--- Begin Task input ---

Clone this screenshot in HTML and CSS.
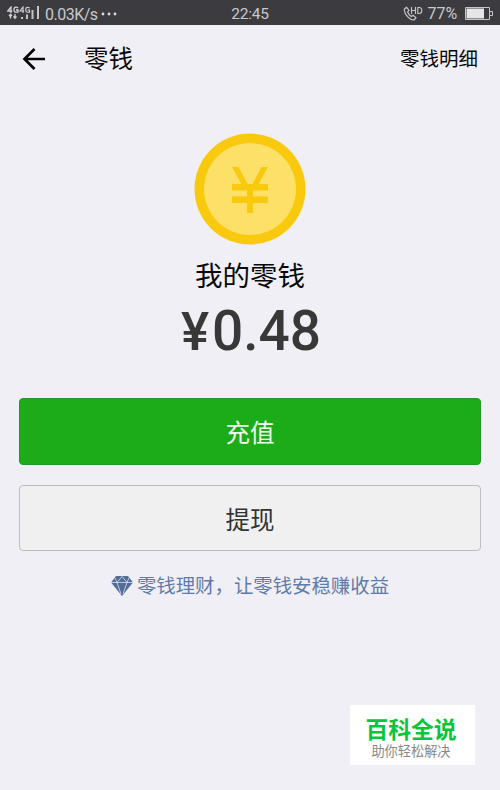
FILE: index.html
```html
<!DOCTYPE html>
<html lang="zh-CN">
<head>
<meta charset="utf-8">
<title>零钱</title>
<link rel="stylesheet" href="styles.css">
</head>
<body>
<header class="status">
  <div class="status-left">
    <svg class="signal" width="33" height="15" viewBox="0 0 33 15">
      <g fill="none" stroke="#d4d4d7" stroke-width="1.3">
        <path d="M4 7V1L.8 5H5.2M11 2.2Q10.5 1.2 9 1.2Q7 1.2 7 3.7Q7 6.2 9 6.2H11V4H9"/>
        <path d="M16 7V1L13 5H17M22.5 2.2Q22 1.2 20.5 1.2Q18.7 1.2 18.7 3.7Q18.7 6.2 20.5 6.2H22.5V4H20.5" stroke-width="1.1"/>
        <path d="M3.5 12.500V8.500M2 10L3.500 8.300L5 10M8 8V12M6.500 10.500L8 12.300L9.500 10.500"/>
      </g>
      <path fill="#c5c5c9" d="M14 11h2v2h-2zM19 8.500h2V13h-2zM24.500 4h2v9h-2zM30 0h2v13h-2z"/>
    </svg>
    <span class="speed">0.03K/s</span>
    <svg class="dots" width="16" height="4" viewBox="0 0 16 4">
      <g fill="#dedee1"><circle cx="2" cy="2" r="1.400"/><circle cx="8" cy="2" r="1.400"/><circle cx="14" cy="2" r="1.400"/></g>
    </svg>
  </div>
  <time class="clock">22:45</time>
  <div class="status-right">
    <svg width="20" height="16" viewBox="0 0 20 16">
      <path fill="none" stroke="#c5c5c9" stroke-width="1.2" stroke-linejoin="round" d="M1.500 3L3.500 1.200L6 4.400L4.600 6Q5.700 9 8.300 10.600L10 9.300L13 11.800L11.200 13.800Q8.500 14.600 4.600 10.600Q.6 6.400 1.500 3Z"/>
      <path fill="none" stroke="#c5c5c9" stroke-width="1.1" d="M8.500 1V8M12.500 1V8M8.500 4.500H12.500M14.800 1.500V7.500H16.300Q18.800 7.500 18.800 4.500Q18.800 1.500 16.300 1.500Z"/>
    </svg>
    <span class="percent">77%</span>
    <svg class="battery" width="28" height="13" viewBox="0 0 28 13">
      <path fill="none" stroke="#c5c5c9" d="M.5.500H24.500V12.500H.5ZM25 4.500H27.500V8.500H25"/>
      <path fill="#e6e6e8" d="M1.500 1.500H19V11.500H1.500Z"/>
    </svg>
  </div>
</header>
<nav class="nav">
  <svg class="back" width="24" height="22" viewBox="0 0 24 22">
    <path fill="none" stroke="#050505" stroke-width="2.7" d="M12.500 1L2.500 11L12.500 21M2.500 11H23"/>
  </svg>
  <h1 class="nav-title">零钱</h1>
  <a class="nav-detail">零钱明细</a>
</nav>
<main class="wallet">
  <svg class="coin" width="112" height="112" viewBox="0 0 112 112">
    <circle cx="56" cy="56" r="55.500" fill="#f8c90d"/>
    <circle cx="56" cy="56" r="46" fill="#fde068"/>
    <path fill="#f8c90d" d="M38 34H44.500L53.500 51H58.500L67.500 34H74L64.500 51H74V57.500H59V63.500H74V70H59V80H53V70H38V63.500H53V57.500H38V51H47.500Z"/>
  </svg>
  <h2 class="label">我的零钱</h2>
  <p class="amount"><span class="yen">¥</span>0.48</p>
  <button class="btn btn-primary">充值</button>
  <button class="btn btn-plain">提现</button>
  <a class="finance">
    <svg width="22" height="20" viewBox="0 0 22 20">
      <path fill="#526d98" d="M5 0H17L22 6.500L11 20L0 6.500Z"/>
      <path fill="none" stroke="#f0eff5" stroke-width=".7" d="M0 6.500H22M6 6.500L10 18M16 6.500L12 18M3.800 1.500L6 6.500L11 .5L16 6.500L18.200 1.500"/>
    </svg>
    <span>零钱理财，让零钱安稳赚收益</span>
  </a>
</main>
<aside class="badge">
  <strong>百科全说</strong>
  <span>助你轻松解决</span>
</aside>
</body>
</html>
```
FILE: styles.css
```css
* { box-sizing: border-box; }
body {
  margin: 0;
  height: 790px;
  overflow: hidden;
  background: #f0eff5;
  color: #080808;
  font-family: Roboto, "Noto Sans CJK SC", sans-serif;
}
.status {
  display: grid;
  grid-template-columns: 1fr auto 1fr;
  align-items: center;
  height: 25px;
  padding: 0 7px;
  background: #3b3b40;
  color: #c9c9cd;
  font-size: 16px;
  line-height: 25px;
}
.status-left, .status-right { display: flex; align-items: center; }
.status-right { justify-content: flex-end; }
.signal { margin-right: 5px; }
.speed, .clock { padding-top: 2px; }
.speed { letter-spacing: -.5px; }
.clock { font-size: 15.5px; letter-spacing: -.2px; }
.percent { margin: 0 8px 0 5px; letter-spacing: -.1px; }
.dots { margin-left: 3px; }
.nav {
  display: flex;
  align-items: center;
  height: 67px;
  padding: 0 22px;
}
.nav-title { margin: 0 auto 0 38px; padding-top: 3px; font-size: 24.500px; font-weight: 400; line-height: 36px; }
.nav-detail { padding-top: 3px; font-size: 19.500px; line-height: 28px; }
.wallet {
  display: flex;
  flex-direction: column;
  align-items: center;
  padding: 41px 19px 0;
}
.label { margin: 12px 0 0; font-size: 27.500px; font-weight: 400; line-height: 40px; }
.amount {
  margin: 1px 0 0;
  padding-left: 2px;
  color: #383838;
  font-size: 55px;
  font-weight: 500;
  line-height: 66px;
}
.yen { display: inline-block; width: 31px; font-size: 53px; line-height: 60px; }
.btn {
  width: 462px;
  height: 67px;
  border-radius: 4px;
  padding: 5px 0 0;
  font-family: inherit;
  font-size: 24.500px;
  line-height: 36px;
}
.btn-primary { margin-top: 34px; border: 1px solid #22972a; background: #1dac19; color: #f1fff0; }
.btn-plain { margin-top: 20px; height: 66px; border: 1.500px solid #bdbdc2; background: #f0f0f0; color: #333; }
.finance {
  display: flex;
  align-items: center;
  gap: 4px;
  margin-top: 20px;
  color: #5f7ba7;
  font-size: 19.400px;
  line-height: 28px;
}
.finance span { padding-top: 2px; }
.badge {
  position: absolute;
  left: 350px;
  top: 705px;
  display: flex;
  flex-direction: column;
  align-items: center;
  width: 125px;
  height: 60px;
  padding: 12px 3px 0 0;
  background: #fff;
}
.badge strong { color: #08c63b; font-size: 22.800px; font-weight: 700; line-height: 27px; }
.badge span { color: #888; font-size: 13.200px; line-height: 15px; }
```
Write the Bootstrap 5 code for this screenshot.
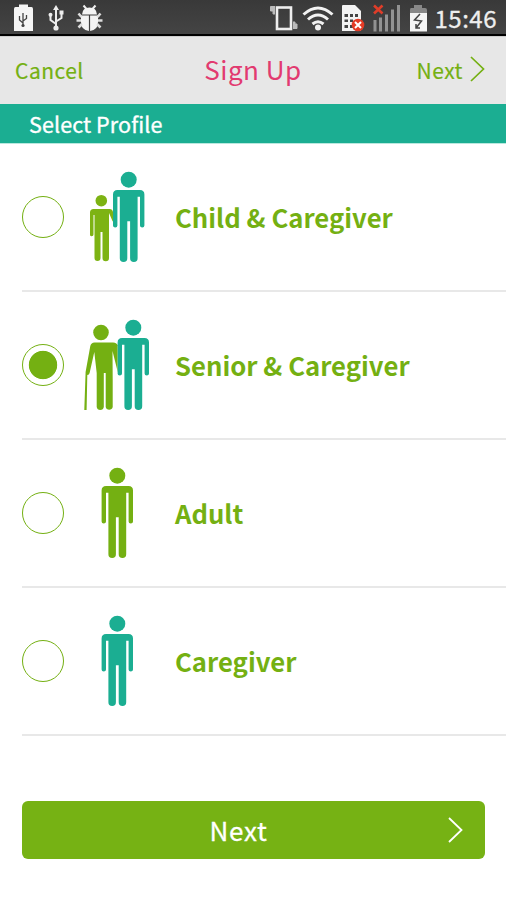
<!DOCTYPE html>
<html lang="en">
<head>
<meta charset="utf-8">
<meta name="viewport" content="width=device-width, initial-scale=1">
<title>Sign Up</title>
<link href="https://cdn.jsdelivr.net/npm/bootstrap@5.3.0/dist/css/bootstrap.min.css" rel="stylesheet">
<style>
:root { --leaf: #74b012; --teal: #1bae92; --pink: #e23a70; }
body { font-family: "Noto Sans CJK KR", "Noto Sans", sans-serif; min-height: 900px; overflow: hidden; }
svg { display: block; flex: none; }
.status-bar { height: 36px; background: linear-gradient(#393939, #444 94%, #000 95%); padding: 0 9px 0 12px; }
.clock { font-size: 24px; line-height: 35px; letter-spacing: .5px; color: #eee; margin-left: 6px; -webkit-text-stroke: .3px #eee; }
.title-bar { height: 68px; background: #e7e7e7; border-top: 1px solid #cfcfcf; padding: 0 21px 0 15px; }
.title-bar a { color: var(--leaf); font-size: 21px; line-height: 64px; letter-spacing: .5px; -webkit-text-stroke: .2px; }
.title-bar a span, .title-bar .cancel { display: block; padding-bottom: 2px; }
.title-bar .side { flex: 1 1 0; }
.title-bar h1 { color: var(--pink); font-size: 26px; line-height: 64px; letter-spacing: .5px; padding: 0 0 3px 6px; }
.title-bar svg { margin: 0 0 4px 7px; }
.section-head { height: 40px; line-height: 39px; background: var(--teal); border-bottom: 1px solid #b9e8de; font-size: 21.5px; letter-spacing: .1px; padding-left: 29px; -webkit-text-stroke: .35px; }
.profile-list { padding-left: 22px; }
.profile { height: 148px; border-bottom: 2px solid #e8e8e8; cursor: pointer; }
.profile .form-check-input { width: 42px; height: 42px; border: 1.7px solid var(--leaf); box-shadow: none; background-color: #fff; }
.profile .form-check-input:checked { background: radial-gradient(circle, var(--leaf) 13.8px, #fff 14.6px); }
.figures { margin-left: 11px; margin-right: 10px; }
.profile-name { color: var(--leaf); font-size: 25.7px; font-weight: 700; line-height: 40px; padding-bottom: 1px; }
.next-btn { margin: 65px 21px 0 22px; height: 58px; background: #76b214; border-radius: 6px; padding: 0 22px 0 7px; font-size: 26px; letter-spacing: .7px; -webkit-text-stroke: .3px; }
.next-btn span { padding-bottom: 2px; }
.next-btn:hover { background: #6aa212; }
</style>
</head>
<body class="bg-white">
<svg width="0" height="0" class="position-absolute" aria-hidden="true">
  <symbol id="adult" viewBox="-16 0 32 90" overflow="visible">
    <circle cx="0" cy="8" r="8"/>
    <path d="M-11.2 18.3H11.2Q15.7 18.3 15.7 22.8V53.7Q15.7 55.8 13.5 55.8T11.3 53.7V25H8.900V86.5A3.6 3.6 0 0 1 1.4 86.5V49.5H-1.4V86.5A3.6 3.6 0 0 1-8.900 86.5V25H-11.3V53.7Q-11.3 55.8-13.5 55.8T-15.7 53.7V22.8Q-15.7 18.3-11.2 18.3Z"/>
  </symbol>
</svg>

<header class="status-bar d-flex justify-content-between">
  <div class="d-flex" aria-hidden="true">
    <svg width="96" height="34" viewBox="12 0 96 34">
      <path d="M15.5 7H19V4.5H28V7H31.5Q33 7 33 9V31H14V9Q14 7 15.5 7Z" fill="#f5f5f5"/>
      <g fill="none" stroke="#444" stroke-width="1.3"><path d="M23 26V13M23 23L19.5 20V16M23 21L26.5 18.5V15"/></g>
      <circle cx="23" cy="25.5" r="1.6" fill="#444"/>
      <g fill="none" stroke="#eee" stroke-width="2"><path d="M56 28V8M56 24L50.5 20V15M56 21.5L61.5 18V13"/></g>
      <path d="M56 5L59 10H53Z" fill="#eee"/><circle cx="56" cy="28" r="2.6" fill="#eee"/><circle cx="50.5" cy="14.7" r="2" fill="#eee"/><path d="M59.5 10.5h4v4h-4z" fill="#eee"/>
      <path d="M83.500 5.500L86.500 9M95.500 5.500L92.500 9" stroke="#eee" stroke-width="2"/>
      <path d="M82 14.500Q82.500 7.500 89.500 7.500T97 14.500ZM81 15.500H88.900V31Q81 30 81 22ZM90.100 15.500H98V22Q98 30 90.100 31Z" fill="#f3f3f3"/>
      <path d="M81.500 17L78.500 13.500M97.500 17L100.500 13.500M81 20.500H76.500M98 20.500H102.500M82 24L78.500 27.500M97 24L100.500 27.500" fill="none" stroke="#ddd" stroke-width="2.600"/>
    </svg>
  </div>
  <div class="d-flex">
    <svg width="162" height="34" viewBox="267 0 162 34" aria-hidden="true">
      <rect x="277" y="7.500" width="14" height="21.500" fill="none" stroke="#eee" stroke-width="2.600"/>
      <path d="M275 6.500H270.500V11H273V14H275M293 22H295V24H297V28.500H293" fill="#bbb" stroke="#bbb"/>
      <g fill="none" stroke="#f2f2f2" stroke-width="3"><path d="M303.500 14.500Q318 1.500 332.500 14.500M308 19.500Q318 10.500 328 19.500M312.500 24Q318 19.500 323.500 24"/></g><circle cx="318" cy="27.500" r="3" fill="#f2f2f2"/>
      <path d="M342 6Q342 5 343 5H355L361 11V31H342Z" fill="#f3f3f3"/>
      <path d="M344.500 14H348V17H344.500ZM350 14H353V17H350ZM355 14H358V17H355ZM344.500 19.500H348V22H344.500ZM350 19.500H353V22H350ZM344.500 25H348V28H344.500ZM350 25H353V28H350Z" fill="#444"/>
      <circle cx="358" cy="25" r="6.300" fill="#e43b25"/><path d="M355 22L361 28M361 22L355 28" stroke="#fff" stroke-width="2"/>
      <g fill="#929292"><path d="M373.500 20H376.500V31.500H373.500ZM379 17.500H382V31.500H379ZM385 14.500H388V31.500H385ZM391 9.500H394V31.500H391ZM397 5H400V31.500H397Z"/></g>
      <path d="M374 5.500L382.500 13.500M382.500 5.500L374 13.500" stroke="#df3d29" stroke-width="2.600"/>
      <path d="M411 8H414V5H422V8H425Q427 8 427 10V13H410V10Q410 8 411 8Z" fill="#888"/><path d="M410 13H427V31.500H410Z" fill="#f5f5f5"/>
      <path d="M420 14L414.500 20L421.500 21L416 28M416 24V28H420" fill="none" stroke="#444" stroke-width="1.500"/>
    </svg>
    <span class="clock">15:46</span>
  </div>
</header>

<nav class="title-bar d-flex align-items-center">
  <div class="side"><a href="#" class="cancel text-decoration-none">Cancel</a></div>
  <h1 class="m-0 fw-normal">Sign Up</h1>
  <div class="side d-flex justify-content-end">
    <a href="#" class="d-flex align-items-center text-decoration-none"><span>Next</span>
      <svg width="15" height="26" viewBox="0 0 15 26" fill="none" stroke="currentColor" stroke-width="1.700"><path d="M1 1L13.500 13L1 25"/></svg></a>
  </div>
</nav>

<div class="section-head text-white">Select Profile</div>

<main>
  <div class="profile-list">
    <label class="profile d-flex align-items-center">
      <input class="form-check-input m-0 flex-shrink-0" type="radio" name="profile">
      <svg class="figures" width="90" height="100" viewBox="0 0 90 100">
        <g fill="#7db313"><circle cx="26.300" cy="33.700" r="5.800"/>
        <path d="M18.500 42H34.500Q37.500 42 38 45L40 57L37.500 54L34 46V91A2.800 2.800 0 0 1 27.500 91V65H25.500V91A2.800 2.800 0 0 1 19.500 91V48H18.500V67.500Q18.500 69.300 16.700 69.300T15 67.500V45.500Q15 42 18.500 42Z"/></g>
        <use href="#adult" x="37.700" y="4.700" width="32" height="90" fill="#1bae92"/>
      </svg>
      <span class="profile-name">Child &amp; Caregiver</span>
    </label>
    <label class="profile d-flex align-items-center">
      <input class="form-check-input m-0 flex-shrink-0" type="radio" name="profile" checked>
      <svg class="figures" width="90" height="100" viewBox="0 0 90 100">
        <g fill="#74b012"><circle cx="26" cy="17.500" r="7.800"/>
        <path d="M19.500 27.500H38Q42 27.500 43 31V58L37.500 36L37.700 64V92A3.600 3.600 0 0 1 30.700 92V58H28.800V92A3.600 3.600 0 0 1 21.700 92V58L19.300 37L14.600 58Q14.200 59.800 12.300 60L11.600 95H9.300L10.600 57L15.300 31Q16.200 27.500 19.500 27.500Z"/></g>
        <use href="#adult" x="42.300" y="4.700" width="32" height="90" fill="#1bae92"/>
        <path d="M42.300 31V58" stroke="#fff" stroke-width=".5" opacity=".6"/>
      </svg>
      <span class="profile-name">Senior &amp; Caregiver</span>
    </label>
    <label class="profile d-flex align-items-center">
      <input class="form-check-input m-0 flex-shrink-0" type="radio" name="profile">
      <svg class="figures" width="90" height="100" viewBox="0 0 90 100"><use href="#adult" x="26.300" y="4.700" width="32" height="90" fill="#74b012"/></svg>
      <span class="profile-name">Adult</span>
    </label>
    <label class="profile d-flex align-items-center">
      <input class="form-check-input m-0 flex-shrink-0" type="radio" name="profile">
      <svg class="figures" width="90" height="100" viewBox="0 0 90 100"><use href="#adult" x="26.300" y="4.700" width="32" height="90" fill="#1bae92"/></svg>
      <span class="profile-name">Caregiver</span>
    </label>
  </div>
  <a href="#" class="next-btn d-flex align-items-center text-white text-decoration-none">
    <span class="flex-grow-1 text-center">Next</span>
    <svg width="15" height="26" viewBox="0 0 15 26" fill="none" stroke="#fff" stroke-width="1.800"><path d="M1 1L13.500 13L1 25"/></svg>
  </a>
</main>
<script src="https://cdn.jsdelivr.net/npm/bootstrap@5.3.0/dist/js/bootstrap.bundle.min.js"></script>
</body>
</html>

--- End Task input ---

Your goal = Scan the lines for the string "screenshot". Copy out each line that matches.

Response to this exercise =
Clone this screenshot in HTML and CSS.
Write the Bootstrap 5 code for this screenshot.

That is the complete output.